Our parallel precoder of Fig. 2 performs cumulative XOR operations of incoming parallel data (D n − D n+3 ) and outputs 4-bit parallel data according to the feedback of the fourth output (X n−1 ) of the previous quadrature clock cycle. At the input stage of each data path, the identical four-input XOR gates are used to match delay, and unused inputs of each XOR gate are tied to VSS. The timing constraint of the proposed four-phase parallel precoder is T qclk = 4T b > T d_dff + T d_mux + T setup , which is relaxed by T d_mux compare to the previous one. Our precoder reduces four DFFs and four latches while using four more two-input XOR gates. 
Fig. 2 Proposed parallel duobinary precoder and its timing diagram
Measurement results: The duobinary TX is fabricated in a 55 nm CMOS process, and the total active area is 0.053 mm 2 including the clock buffer and the IQ divider.
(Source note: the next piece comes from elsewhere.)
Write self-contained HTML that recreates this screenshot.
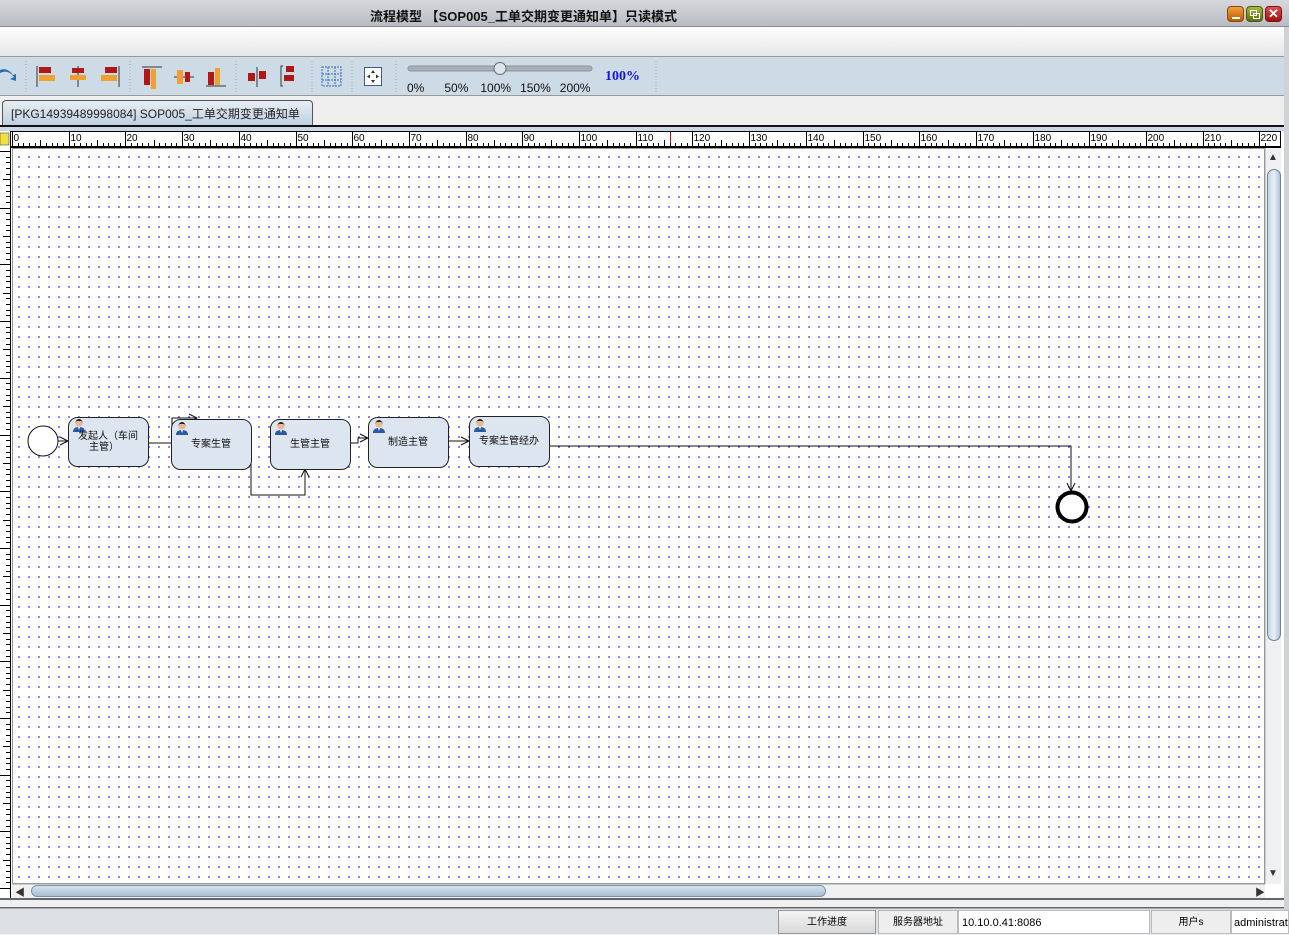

Fig. 3 shows measurement setup and the die micrograph with a magnified layout. A half-rate differential input clock signal is applied through a single-to-differential converter, and four-phase quarter-rate clock signals are generated inside the chip. The S 21 response of the test channel through a 3-inch FR4 PCB trace, an SMA connector, and a 35-inch SMA cable is shown in Fig. 4 . The TX achieves 10 Gbps operation at 6.8 pJ/b of energy efficiency and operates up to 12.8 Gbps at 7.6 pJ/b. The energy efficiency becomes worse at a data rate of 11 Gbps or higher, due to the sharp increasing channel loss from 3.7 GHz which is the Nyquist frequency of 11 Gbps duobinary signal. (The Nyquist frequency of a duobinary signal is 1/(3T b ) [1] .) Measured eye diagrams through a test channel are shown in Fig. 5 . The eye diagrams of the duobinary output signals without equalisation (when both tap coefficient of T0 and T1 are 0.5) and with equalisation are shown, respectively. Using three-tap FFE with tap coefficient of 0.833, −0.125, and 0.042 at a data rate of 12.8 Gbps, the eye opening is 35 mV and 25 ps (0.32 UI). Table 2 compares the performance of our prototype with that of other duobinary TXs. The proposed TX is implemented in SST single-ended topology, and a quarter-rate parallel precoder is implemented in the TX.